Concurrent validity and feasibility of short tests currently used to measure early childhood development in large scale studies

M. Caridad Araujo
Orazio Attanasio
Sally Grantham-McGregor
Pablo Muñoz
Marta Rubio Codina

Published on 22 August 2016

In low- and middle-income countries (LIMCs), measuring early childhood development (ECD) with standard tests in large scale surveys and evaluations of interventions is difficult and expensive. Multi-dimensional screeners and single-domain tests (‘short tests’) are frequently used as alternatives. However, their validity in these circumstances is unknown.

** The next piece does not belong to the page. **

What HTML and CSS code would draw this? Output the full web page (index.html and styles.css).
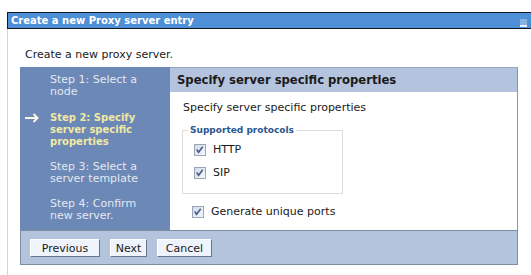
FILE: index.html
```html
<!DOCTYPE html>
<html lang="en">
<head>
    <meta charset="UTF-8">
    <title>Create a new Proxy server entry</title>
    <link rel="stylesheet" href="styles.css">
</head>
<body>
    <div class="portlet">
        <div class="portlet-title">
            <span>Create a new Proxy server entry</span>
            <span class="minimize"></span>
        </div>
        <div class="portlet-body">
            <p class="intro">Create a new proxy server.</p>

            <div class="wizard">
                <div class="wizard-main">
                    <ul class="steps">
                        <li class="step"><span class="marker"></span><span>Step 1: Select a node</span></li>
                        <li class="step current">
                            <span class="marker"><svg width="14" height="10" viewBox="0 0 14 10"><path d="M0 5 H12.5 M8.5 1 L12.5 5 L8.5 9" fill="none" stroke="#fbf7e2" stroke-width="2"/></svg></span>
                            <span>Step 2: Specify server specific properties</span>
                        </li>
                        <li class="step"><span class="marker"></span><span>Step 3: Select a server template</span></li>
                        <li class="step"><span class="marker"></span><span>Step 4: Confirm new server.</span></li>
                    </ul>

                    <div class="step-panel">
                        <div class="step-header">Specify server specific properties</div>
                        <div class="step-content">
                            <p class="step-desc">Specify server specific properties</p>

                            <fieldset class="group">
                                <legend>Supported protocols</legend>
                                <label class="check">
                                    <span class="box"><svg width="12" height="12" viewBox="0 0 12 12"><path d="M3 5.5 L5 8.5 L9.5 2.5" fill="none" stroke="#4b5f8e" stroke-width="1.8"/></svg></span>
                                    HTTP
                                </label>
                                <label class="check">
                                    <span class="box"><svg width="12" height="12" viewBox="0 0 12 12"><path d="M3 5.5 L5 8.5 L9.5 2.5" fill="none" stroke="#4b5f8e" stroke-width="1.8"/></svg></span>
                                    SIP
                                </label>
                            </fieldset>

                            <label class="check ports">
                                <span class="box"><svg width="12" height="12" viewBox="0 0 12 12"><path d="M3 5.5 L5 8.5 L9.5 2.5" fill="none" stroke="#4b5f8e" stroke-width="1.8"/></svg></span>
                                Generate unique ports
                            </label>
                        </div>
                    </div>
                </div>

                <div class="wizard-buttons">
                    <button class="btn btn-prev">Previous</button>
                    <button class="btn btn-next">Next</button>
                    <button class="btn btn-cancel">Cancel</button>
                </div>
            </div>
        </div>
    </div>
</body>
</html>
```

FILE: styles.css
```css
body {
    font-family: "DejaVu Sans", Verdana, sans-serif;
    font-size: 11px;
    line-height: 12px;
    color: #1a1a1a;
    background-color: #ffffff;
    margin: 0;
    padding: 0;
}
.portlet {
    margin: 12px 0 0 7px;
}
.portlet-title {
    display: flex;
    align-items: center;
    height: 15px;
    background-color: #4f8fd7;
    border: 1px solid #141820;
    border-right: none;
    color: #ffffff;
    font-weight: bold;
    font-size: 10px;
    padding-left: 3px;
}
.minimize {
    margin-left: auto;
    margin-right: 4px;
    margin-top: 4px;
    width: 7px;
    height: 6px;
    background-color: #86b1e2;
    border-bottom: 2px solid #e8f0fa;
}
.portlet-body {
    border-left: 1px solid #d4d4d4;
    padding: 20px 0 12px 12px;
}
.intro {
    margin: 0 0 6px 5px;
}
.wizard {
    width: 498px;
}
.wizard-main {
    display: flex;
    height: 163px;
}
.steps {
    list-style: none;
    margin: 0;
    padding: 7px 0 0 0;
    width: 150px;
    background-color: #6b88b6;
    color: #e3e8f1;
}
.step {
    display: flex;
    margin-bottom: 13px;
}
.step:first-child {
    margin-bottom: 14px;
}
.marker {
    flex: 0 0 25px;
    padding-left: 5px;
}
.marker svg {
    display: block;
    margin-top: 1px;
}
.step span:last-child {
    width: 100px;
}
.current {
    color: #f1e8a4;
    font-weight: bold;
    font-size: 10px;
}
.step-panel {
    flex: 1;
    border-top: 1px solid #97a5bd;
    border-right: 1px solid #8a97ad;
    background-color: #ffffff;
}
.step-header {
    height: 24px;
    line-height: 24px;
    background-color: #b4c4de;
    padding-left: 7px;
    font-weight: bold;
    font-size: 11.6px;
}
.step-content {
    padding: 10px 0 0 13px;
}
.step-desc {
    margin: 0;
}
.group {
    width: 148px;
    margin: 10px 0 0 -1px;
    padding: 0 0 14px 11px;
    border: 1px solid #dcdcdc;
}
.group legend {
    margin-left: -6px;
    padding: 0 2px;
    color: #2c5590;
    font-weight: bold;
    font-size: 9px;
}
.check {
    display: flex;
    align-items: center;
    height: 12px;
    margin-top: 8px;
}
.check + .check {
    margin-top: 11px;
}
.box {
    width: 10px;
    height: 10px;
    margin-right: 7px;
    border: 1px solid #9aa6b8;
    background: linear-gradient(135deg, #d3dbe7, #f6f8fb);
    display: flex;
}
.box svg {
    margin: -1px 0 0 -1px;
}
.ports {
    margin-top: 12px;
    margin-left: 9px;
}
.wizard-buttons {
    display: flex;
    gap: 10px;
    height: 33px;
    padding-left: 9px;
    background-color: #b5c4dd;
    border: 1px solid #7e8ca4;
    align-items: flex-start;
}
.btn {
    margin-top: 8px;
    height: 18px;
    padding: 0;
    font-family: "DejaVu Sans", Verdana, sans-serif;
    font-size: 11px;
    color: #1a1a1a;
    background-color: #eef3fc;
    border: 1px solid;
    border-color: #ffffff #67768c #67768c #ffffff;
}
.btn-prev {
    width: 70px;
}
.btn-next {
    width: 37px;
}
.btn-cancel {
    width: 55px;
}
```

We examined the feasibility, reliability, and concurrent validity of three multi-dimensional screeners (Ages and Stages Questionnaires (ASQ-3), Denver Developmental Screening Test (Denver-II), Battelle Developmental Inventory screener (BDI-2)) and two single-domain tests (MacArthur-Bates Short-Forms (SFI and SFII), WHO Motor Milestones (WHO-Motor)) in 1,311 children 6–42 months in Bogota, Colombia. The scores were compared with those on the Bayley Scales of Infant and Toddler Development (Bayley-III), taken as the ‘gold standard’. The Bayley-III was given at a center by psychologists; whereas the short tests were administered in the home by interviewers, as in a survey setting. Findings indicated good internal validity of all short tests except the ASQ-3. The BDI-2 took long to administer and was expensive, while the single-domain tests were quickest and cheapest and the Denver-II and ASQ-3 were intermediate. Concurrent validity of the multi-dimensional tests’ cognitive, language, and fine motor scales with the corresponding Bayley-III scale was low below 19 months. However, it increased with age, becoming moderate-to-high over 30 months. In contrast, gross motor scales’ concurrence was high under 19 months and then decreased. Of the single-domain tests, the WHO-Motor had high validity with gross motor under 16 months, and the SFI and SFII expressive scales showed moderate correlations with language under 30 months. Overall, the Denver-II was the most feasible and valid multi-dimensional test and the ASQ-3 performed poorly under 31 months. By domain, gross motor development had the highest concurrence below 19 months, and language above. Predictive validity investigation is needed to further guide the choice of instruments for large scale studies.